▶ _Work to be completed_
Write out the material exactly, with the pictures left out.

--- start Raw data ---

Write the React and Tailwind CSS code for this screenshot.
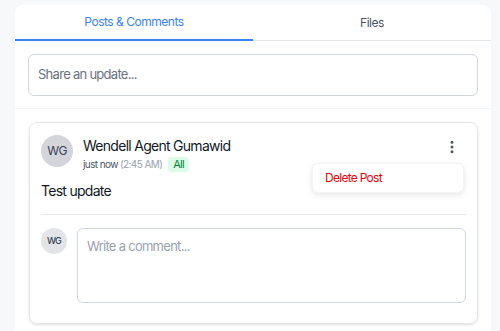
import { MoreVertical } from 'lucide-react';

function Avatar({ size, text }) {
  return (
    <div
      className={
        size === 'lg'
          ? 'w-8 h-8 rounded-full bg-[#d4d5da] flex items-center justify-center text-[12px] text-gray-700 shrink-0'
          : 'w-[26px] h-[26px] rounded-full bg-[#e3e4e8] flex items-center justify-center text-[9px] font-medium text-gray-700 shrink-0'
      }
    >
      {text}
    </div>
  );
}

export default function App() {
  return (
    <div className="min-h-screen bg-[#f7f8fa] pt-[5px] font-['Inter',sans-serif] tracking-[-0.045em]">
      <div className="ml-[15px] mr-[9px] bg-white rounded-t-lg h-[326px] overflow-hidden">
        <div className="flex h-9 border-b border-gray-200">
          <button className="flex-1 text-[12px] tracking-[-0.04em] text-[#3b82f6] border-b-2 border-[#3b82f6] -mb-px">
            Posts &amp; Comments
          </button>
          <button className="flex-1 text-[12px] tracking-[-0.04em] text-gray-600">Files</button>
        </div>

        <div className="px-[13px] pt-[13px] pb-3 border-b border-gray-100">
          <div className="h-[42px] border border-gray-300 rounded-md flex items-center px-[9px] text-[13px] text-gray-500">
            Share an update...
          </div>
        </div>

        <div className="pl-[14px] pr-[13px] pt-[13px]">
          <div className="relative border border-gray-200 rounded-lg shadow-sm px-[11px] pt-3 pb-5">
            <div className="flex items-start gap-[10px]">
              <Avatar size="lg" text="WG" />
              <div className="flex-1 pt-[1px]">
                <div className="text-[14px] text-gray-900 leading-5">
                  Wendell Agent Gumawid
                </div>
                <div className="flex items-center gap-[6px] mt-[1px]">
                  <span className="text-[10px] tracking-[-0.06em] text-gray-600">
                    just now <span className="text-gray-400">(2:45 AM)</span>
                  </span>
                  <span className="text-[11px] text-green-700 bg-green-100 rounded px-[5px] leading-[15px]">
                    All
                  </span>
                </div>
              </div>
              <div className="w-6 h-6 mr-[2px] flex items-center justify-center">
                <MoreVertical className="w-4 h-4 text-gray-600" strokeWidth={2.5} />
              </div>
            </div>

            <div className="absolute right-[13px] top-[40px] w-[152px] h-[30px] bg-white rounded-md border border-gray-100 shadow-[0_2px_6px_rgba(0,0,0,0.1)] flex items-center px-3 text-[12px] text-red-600">
              Delete Post
            </div>

            <div className="text-[14px] text-gray-900 mt-[8px] pb-[13px] border-b border-gray-200">
              Test update
            </div>

            <div className="flex items-start gap-[10px] mt-[13px]">
              <Avatar size="sm" text="WG" />
              <div className="flex-1 h-[75px] border border-gray-300 rounded-md px-[9px] pt-[8px] text-[13px] text-gray-400">
                Write a comment...
              </div>
            </div>
          </div>
        </div>
      </div>
    </div>
  );
}
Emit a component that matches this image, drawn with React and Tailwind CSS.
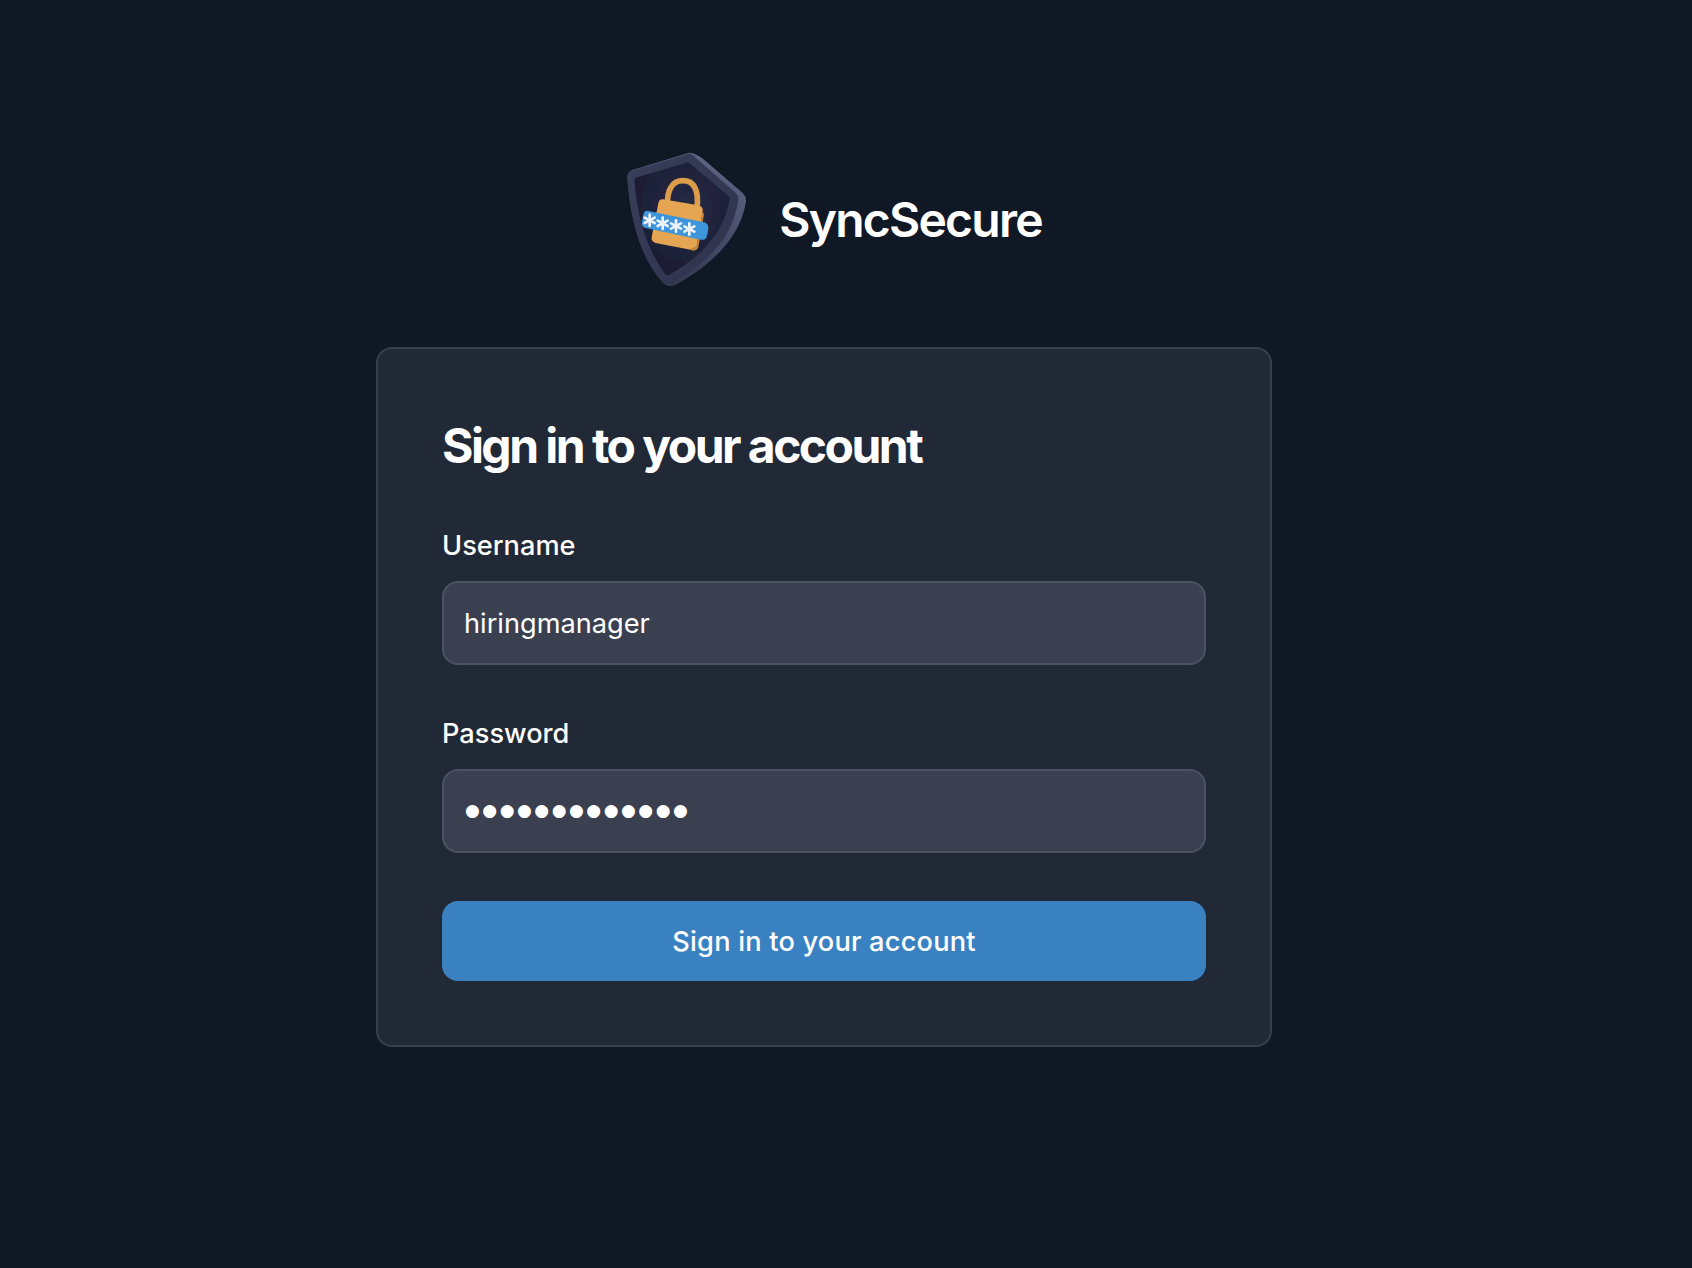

--- end Raw data ---

▶ _Solved problem_
Write the React and Tailwind CSS code for this screenshot.
import { MoreVertical } from 'lucide-react';

function Avatar({ size, text }) {
  return (
    <div
      className={
        size === 'lg'
          ? 'w-8 h-8 rounded-full bg-[#d4d5da] flex items-center justify-center text-[12px] text-gray-700 shrink-0'
          : 'w-[26px] h-[26px] rounded-full bg-[#e3e4e8] flex items-center justify-center text-[9px] font-medium text-gray-700 shrink-0'
      }
    >
      {text}
    </div>
  );
}

export default function App() {
  return (
    <div className="min-h-screen bg-[#f7f8fa] pt-[5px] font-['Inter',sans-serif] tracking-[-0.045em]">
      <div className="ml-[15px] mr-[9px] bg-white rounded-t-lg h-[326px] overflow-hidden">
        <div className="flex h-9 border-b border-gray-200">
          <button className="flex-1 text-[12px] tracking-[-0.04em] text-[#3b82f6] border-b-2 border-[#3b82f6] -mb-px">
            Posts &amp; Comments
          </button>
          <button className="flex-1 text-[12px] tracking-[-0.04em] text-gray-600">Files</button>
        </div>

        <div className="px-[13px] pt-[13px] pb-3 border-b border-gray-100">
          <div className="h-[42px] border border-gray-300 rounded-md flex items-center px-[9px] text-[13px] text-gray-500">
            Share an update...
          </div>
        </div>

        <div className="pl-[14px] pr-[13px] pt-[13px]">
          <div className="relative border border-gray-200 rounded-lg shadow-sm px-[11px] pt-3 pb-5">
            <div className="flex items-start gap-[10px]">
              <Avatar size="lg" text="WG" />
              <div className="flex-1 pt-[1px]">
                <div className="text-[14px] text-gray-900 leading-5">
                  Wendell Agent Gumawid
                </div>
                <div className="flex items-center gap-[6px] mt-[1px]">
                  <span className="text-[10px] tracking-[-0.06em] text-gray-600">
                    just now <span className="text-gray-400">(2:45 AM)</span>
                  </span>
                  <span className="text-[11px] text-green-700 bg-green-100 rounded px-[5px] leading-[15px]">
                    All
                  </span>
                </div>
              </div>
              <div className="w-6 h-6 mr-[2px] flex items-center justify-center">
                <MoreVertical className="w-4 h-4 text-gray-600" strokeWidth={2.5} />
              </div>
            </div>

            <div className="absolute right-[13px] top-[40px] w-[152px] h-[30px] bg-white rounded-md border border-gray-100 shadow-[0_2px_6px_rgba(0,0,0,0.1)] flex items-center px-3 text-[12px] text-red-600">
              Delete Post
            </div>

            <div className="text-[14px] text-gray-900 mt-[8px] pb-[13px] border-b border-gray-200">
              Test update
            </div>

            <div className="flex items-start gap-[10px] mt-[13px]">
              <Avatar size="sm" text="WG" />
              <div className="flex-1 h-[75px] border border-gray-300 rounded-md px-[9px] pt-[8px] text-[13px] text-gray-400">
                Write a comment...
              </div>
            </div>
          </div>
        </div>
      </div>
    </div>
  );
}
Emit a component that matches this image, drawn with React and Tailwind CSS.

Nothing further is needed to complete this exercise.